(RECORDED DATA):
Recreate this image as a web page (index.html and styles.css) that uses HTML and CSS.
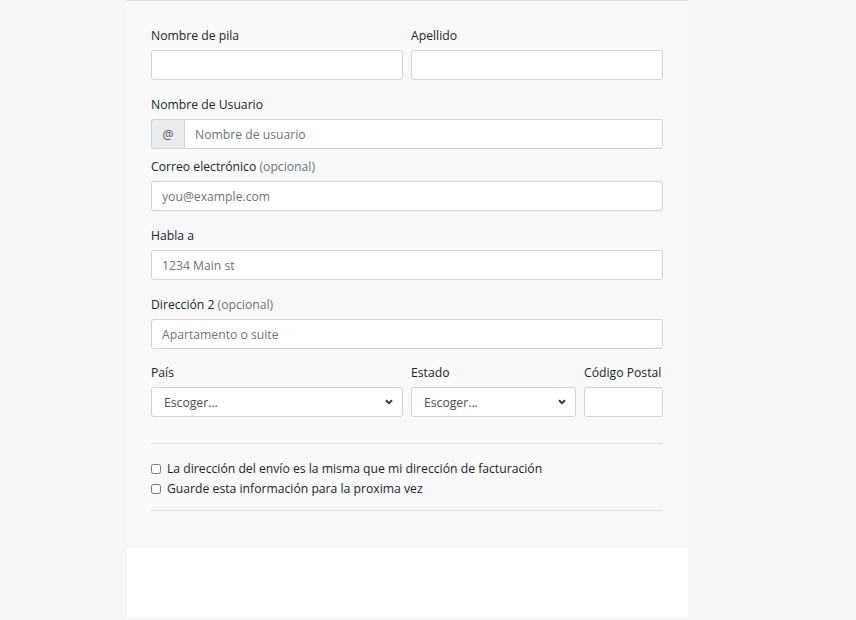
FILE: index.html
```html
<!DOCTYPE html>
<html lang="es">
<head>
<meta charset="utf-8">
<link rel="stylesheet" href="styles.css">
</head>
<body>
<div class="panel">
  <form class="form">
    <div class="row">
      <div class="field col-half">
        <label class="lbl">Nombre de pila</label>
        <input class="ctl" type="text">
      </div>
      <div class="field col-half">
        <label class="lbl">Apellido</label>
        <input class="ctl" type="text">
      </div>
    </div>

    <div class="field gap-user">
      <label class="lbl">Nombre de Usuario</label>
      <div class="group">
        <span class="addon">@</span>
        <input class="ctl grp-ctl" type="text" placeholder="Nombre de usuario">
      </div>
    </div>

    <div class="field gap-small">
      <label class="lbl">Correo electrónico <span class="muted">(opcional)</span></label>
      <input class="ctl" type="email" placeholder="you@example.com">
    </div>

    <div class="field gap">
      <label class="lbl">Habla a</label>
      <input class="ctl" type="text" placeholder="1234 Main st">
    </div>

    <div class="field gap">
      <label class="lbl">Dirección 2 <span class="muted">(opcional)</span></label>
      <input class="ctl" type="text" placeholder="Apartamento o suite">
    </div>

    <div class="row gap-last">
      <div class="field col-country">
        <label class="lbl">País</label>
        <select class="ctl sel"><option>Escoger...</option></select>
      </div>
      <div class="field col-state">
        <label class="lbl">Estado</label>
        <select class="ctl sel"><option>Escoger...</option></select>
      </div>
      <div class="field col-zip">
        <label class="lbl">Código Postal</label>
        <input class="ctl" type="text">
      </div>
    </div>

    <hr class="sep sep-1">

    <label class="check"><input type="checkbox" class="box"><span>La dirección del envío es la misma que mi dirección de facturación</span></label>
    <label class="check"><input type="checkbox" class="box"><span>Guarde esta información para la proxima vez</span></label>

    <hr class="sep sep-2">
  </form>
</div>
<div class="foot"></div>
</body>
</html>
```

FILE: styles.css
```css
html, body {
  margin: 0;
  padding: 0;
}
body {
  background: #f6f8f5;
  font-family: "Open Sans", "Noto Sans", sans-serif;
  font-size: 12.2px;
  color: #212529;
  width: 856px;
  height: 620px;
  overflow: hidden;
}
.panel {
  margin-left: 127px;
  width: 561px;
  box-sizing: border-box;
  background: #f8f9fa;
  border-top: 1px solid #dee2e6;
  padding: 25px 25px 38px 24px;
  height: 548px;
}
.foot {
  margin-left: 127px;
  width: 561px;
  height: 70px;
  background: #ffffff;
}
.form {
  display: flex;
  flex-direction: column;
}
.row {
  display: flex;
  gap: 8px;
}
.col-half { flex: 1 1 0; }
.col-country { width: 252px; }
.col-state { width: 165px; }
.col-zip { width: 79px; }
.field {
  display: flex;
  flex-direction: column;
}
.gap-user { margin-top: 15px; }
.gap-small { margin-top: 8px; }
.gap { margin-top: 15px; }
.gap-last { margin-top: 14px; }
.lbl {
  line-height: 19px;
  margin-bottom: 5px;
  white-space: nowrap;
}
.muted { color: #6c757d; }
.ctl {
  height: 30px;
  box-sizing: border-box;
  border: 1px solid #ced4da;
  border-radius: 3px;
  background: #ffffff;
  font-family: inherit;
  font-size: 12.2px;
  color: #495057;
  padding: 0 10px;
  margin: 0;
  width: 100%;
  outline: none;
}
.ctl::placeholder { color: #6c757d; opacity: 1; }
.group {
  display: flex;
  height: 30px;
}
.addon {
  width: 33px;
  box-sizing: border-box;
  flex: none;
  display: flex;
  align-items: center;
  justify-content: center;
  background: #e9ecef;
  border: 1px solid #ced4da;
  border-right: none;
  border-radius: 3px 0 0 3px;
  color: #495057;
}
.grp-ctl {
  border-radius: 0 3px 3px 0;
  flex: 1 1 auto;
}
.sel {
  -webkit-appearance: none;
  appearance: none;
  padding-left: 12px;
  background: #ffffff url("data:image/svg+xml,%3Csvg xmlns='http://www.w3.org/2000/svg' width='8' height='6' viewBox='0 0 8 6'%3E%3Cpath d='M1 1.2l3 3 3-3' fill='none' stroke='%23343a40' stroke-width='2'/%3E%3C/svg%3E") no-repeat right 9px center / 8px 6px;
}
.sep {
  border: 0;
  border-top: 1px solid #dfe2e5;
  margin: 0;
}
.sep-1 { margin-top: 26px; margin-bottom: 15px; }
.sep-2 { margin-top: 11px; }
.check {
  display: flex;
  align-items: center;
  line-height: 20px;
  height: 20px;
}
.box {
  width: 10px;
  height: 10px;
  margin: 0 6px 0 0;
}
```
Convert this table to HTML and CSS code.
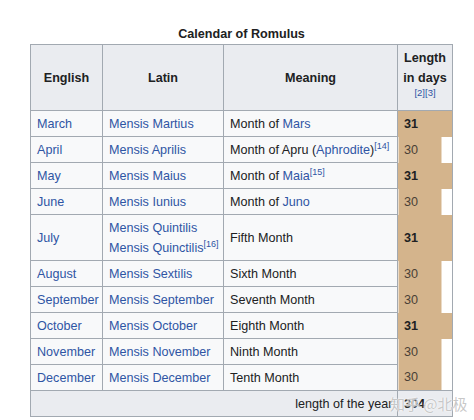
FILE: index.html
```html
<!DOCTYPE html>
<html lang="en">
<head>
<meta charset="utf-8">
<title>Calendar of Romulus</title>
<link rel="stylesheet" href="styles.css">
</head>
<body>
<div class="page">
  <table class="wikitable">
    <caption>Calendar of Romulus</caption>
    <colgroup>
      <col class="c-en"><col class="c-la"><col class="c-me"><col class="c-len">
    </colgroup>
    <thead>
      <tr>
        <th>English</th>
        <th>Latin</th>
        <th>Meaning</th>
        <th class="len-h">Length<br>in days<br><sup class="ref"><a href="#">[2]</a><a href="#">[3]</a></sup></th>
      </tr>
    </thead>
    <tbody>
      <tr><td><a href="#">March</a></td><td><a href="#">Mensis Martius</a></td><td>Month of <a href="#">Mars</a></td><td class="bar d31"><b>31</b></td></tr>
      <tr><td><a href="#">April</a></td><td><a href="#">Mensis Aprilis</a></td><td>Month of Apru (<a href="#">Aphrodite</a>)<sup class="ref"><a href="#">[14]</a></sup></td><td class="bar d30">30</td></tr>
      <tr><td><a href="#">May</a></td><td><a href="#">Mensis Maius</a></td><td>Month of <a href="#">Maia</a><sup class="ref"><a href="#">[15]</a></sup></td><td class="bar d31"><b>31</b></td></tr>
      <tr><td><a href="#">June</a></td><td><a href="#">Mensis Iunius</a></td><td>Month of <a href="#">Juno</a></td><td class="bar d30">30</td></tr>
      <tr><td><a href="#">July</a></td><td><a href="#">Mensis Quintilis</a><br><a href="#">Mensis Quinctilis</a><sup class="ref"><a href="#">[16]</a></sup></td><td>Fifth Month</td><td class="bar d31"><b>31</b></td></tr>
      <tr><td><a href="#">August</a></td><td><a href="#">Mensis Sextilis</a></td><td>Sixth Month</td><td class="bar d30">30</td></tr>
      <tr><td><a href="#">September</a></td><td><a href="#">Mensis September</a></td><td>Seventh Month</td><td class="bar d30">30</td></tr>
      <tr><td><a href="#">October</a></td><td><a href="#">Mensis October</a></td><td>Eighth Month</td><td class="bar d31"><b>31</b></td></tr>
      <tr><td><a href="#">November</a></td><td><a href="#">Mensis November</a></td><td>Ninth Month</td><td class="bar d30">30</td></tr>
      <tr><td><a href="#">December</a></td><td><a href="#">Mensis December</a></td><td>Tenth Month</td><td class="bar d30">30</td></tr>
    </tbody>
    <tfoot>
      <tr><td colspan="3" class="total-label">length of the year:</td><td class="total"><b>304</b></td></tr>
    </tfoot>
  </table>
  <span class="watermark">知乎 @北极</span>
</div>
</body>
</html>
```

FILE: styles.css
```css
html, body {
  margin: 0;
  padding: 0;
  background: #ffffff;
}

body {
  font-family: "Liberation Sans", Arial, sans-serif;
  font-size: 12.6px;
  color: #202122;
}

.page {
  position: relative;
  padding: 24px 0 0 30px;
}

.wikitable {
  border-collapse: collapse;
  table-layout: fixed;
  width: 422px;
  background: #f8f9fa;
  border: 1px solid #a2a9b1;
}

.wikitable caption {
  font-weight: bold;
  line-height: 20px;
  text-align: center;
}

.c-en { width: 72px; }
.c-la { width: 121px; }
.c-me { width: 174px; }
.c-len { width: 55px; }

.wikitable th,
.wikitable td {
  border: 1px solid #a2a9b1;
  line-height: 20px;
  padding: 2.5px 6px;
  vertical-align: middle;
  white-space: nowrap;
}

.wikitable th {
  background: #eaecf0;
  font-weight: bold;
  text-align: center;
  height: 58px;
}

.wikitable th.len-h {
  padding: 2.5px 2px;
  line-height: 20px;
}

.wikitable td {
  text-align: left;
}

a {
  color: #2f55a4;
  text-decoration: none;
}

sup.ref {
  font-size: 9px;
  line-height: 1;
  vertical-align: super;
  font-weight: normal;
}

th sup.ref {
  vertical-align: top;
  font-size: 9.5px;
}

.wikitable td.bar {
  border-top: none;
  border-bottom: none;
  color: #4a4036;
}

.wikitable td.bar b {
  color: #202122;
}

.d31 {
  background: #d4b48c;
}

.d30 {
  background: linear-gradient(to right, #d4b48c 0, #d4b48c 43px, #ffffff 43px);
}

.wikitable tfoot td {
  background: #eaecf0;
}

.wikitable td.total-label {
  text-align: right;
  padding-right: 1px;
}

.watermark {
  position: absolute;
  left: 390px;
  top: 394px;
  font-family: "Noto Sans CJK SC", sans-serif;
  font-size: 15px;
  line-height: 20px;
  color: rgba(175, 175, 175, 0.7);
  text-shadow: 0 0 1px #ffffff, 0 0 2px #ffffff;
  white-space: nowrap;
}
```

(WORK TO COMPLETE):
Search the entries for the word "page", then list each line that holds it.

(SOLUTION TO THIS PROBLEM):
Recreate this image as a web page (index.html and styles.css) that uses HTML and CSS.
<div class="page">
.page {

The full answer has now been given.